● **The task**:
Using the listing below, report all lines holding the word "React".

■ ■ ■ ■ ■

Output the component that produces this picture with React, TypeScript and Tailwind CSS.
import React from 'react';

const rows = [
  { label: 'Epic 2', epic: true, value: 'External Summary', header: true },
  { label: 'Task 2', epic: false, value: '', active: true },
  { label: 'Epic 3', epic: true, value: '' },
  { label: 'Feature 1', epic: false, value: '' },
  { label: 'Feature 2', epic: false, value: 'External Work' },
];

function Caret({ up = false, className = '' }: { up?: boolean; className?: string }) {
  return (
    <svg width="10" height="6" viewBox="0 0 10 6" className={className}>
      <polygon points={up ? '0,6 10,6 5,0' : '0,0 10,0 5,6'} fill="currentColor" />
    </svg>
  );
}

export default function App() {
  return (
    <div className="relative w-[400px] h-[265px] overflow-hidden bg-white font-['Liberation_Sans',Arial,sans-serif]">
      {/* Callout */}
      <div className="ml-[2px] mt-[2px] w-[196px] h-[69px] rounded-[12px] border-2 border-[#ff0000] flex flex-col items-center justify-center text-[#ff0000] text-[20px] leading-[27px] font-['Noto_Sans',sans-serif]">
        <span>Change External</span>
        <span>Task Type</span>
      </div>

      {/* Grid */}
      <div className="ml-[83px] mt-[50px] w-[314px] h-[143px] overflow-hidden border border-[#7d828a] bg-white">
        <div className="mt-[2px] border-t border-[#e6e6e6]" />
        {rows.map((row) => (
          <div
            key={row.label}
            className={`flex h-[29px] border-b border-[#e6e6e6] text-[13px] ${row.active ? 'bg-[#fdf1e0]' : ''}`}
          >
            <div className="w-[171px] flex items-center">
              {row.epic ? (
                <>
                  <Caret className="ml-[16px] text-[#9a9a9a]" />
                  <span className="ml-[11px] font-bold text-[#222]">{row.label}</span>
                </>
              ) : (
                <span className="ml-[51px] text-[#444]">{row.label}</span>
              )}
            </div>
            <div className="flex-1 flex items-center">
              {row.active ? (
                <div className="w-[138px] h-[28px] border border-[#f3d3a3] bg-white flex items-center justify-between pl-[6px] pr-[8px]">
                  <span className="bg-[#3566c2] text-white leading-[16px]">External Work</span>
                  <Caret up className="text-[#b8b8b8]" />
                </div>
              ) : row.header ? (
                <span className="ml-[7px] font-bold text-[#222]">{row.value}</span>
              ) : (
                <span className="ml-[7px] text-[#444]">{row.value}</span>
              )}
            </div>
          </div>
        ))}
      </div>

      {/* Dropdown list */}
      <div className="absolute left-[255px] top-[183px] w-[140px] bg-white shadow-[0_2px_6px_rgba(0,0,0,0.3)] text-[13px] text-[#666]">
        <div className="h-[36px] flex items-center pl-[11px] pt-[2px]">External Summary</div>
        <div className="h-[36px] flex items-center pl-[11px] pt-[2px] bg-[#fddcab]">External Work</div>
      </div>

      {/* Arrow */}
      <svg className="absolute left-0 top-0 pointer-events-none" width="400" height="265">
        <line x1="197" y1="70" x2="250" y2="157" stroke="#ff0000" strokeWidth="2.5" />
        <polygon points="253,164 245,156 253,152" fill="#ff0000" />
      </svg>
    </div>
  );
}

■ ■ ■ ■ ■

● **Solution to the problem**:
Output the component that produces this picture with React, TypeScript and Tailwind CSS.
import React from 'react';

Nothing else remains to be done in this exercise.